Crown valves are also used as safety measures for boiler systems because they have regulators on them that allow the escape of excess pressure that may build up if too long a period elapses between the valve being opened and closed. The crown valve has indicators that allow the boiler operator to immediately identify whether or not the valve is open. The regulators also ensure that the status of the boiler operation is visible from any vantage point. These types of valves are not considered continuous release valves or controlled release valves, as crown valves are to either be opened fully or tightly closed.

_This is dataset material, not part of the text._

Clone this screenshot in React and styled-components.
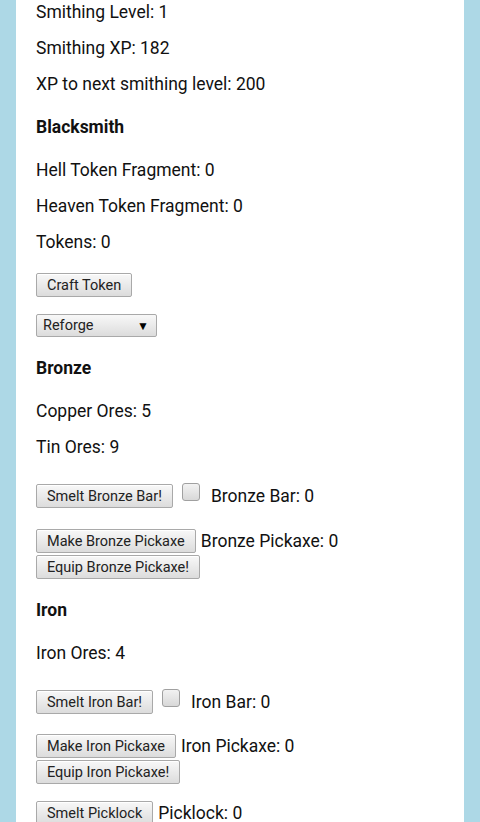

The earliest crown valves were typically manufactured from cast iron, making them very heavy and often times unreliable. The cast iron would bind under heavy pressure, making the valve very difficult to open when pressure had built up behind it. After steel and bronze crown valves became the standard for settings where the boiler units produced higher steam pressures, the introduction of steel and alloy crown valves quickly became the standard among many industrial crown valve manufacturing methods.

When a boiler operator is performing the task of opening or closing a boiler unit’s crown valve, the operator must take note to be cautious and open or close the valve slowly and deliberately. Not doing so can cause something called waterhammering, which occurs when a high amount of steam pressure is released from the boiler too quickly and “hits” the junctions in the piping system. If the boiler unit is closed by the crown valve too quickly, a sudden increase in boiler pressure can occur, which can damage the fittings in the boiler system. Most often, a secondary valve is fitted into many high-pressure systems to avoid either of these circumstances.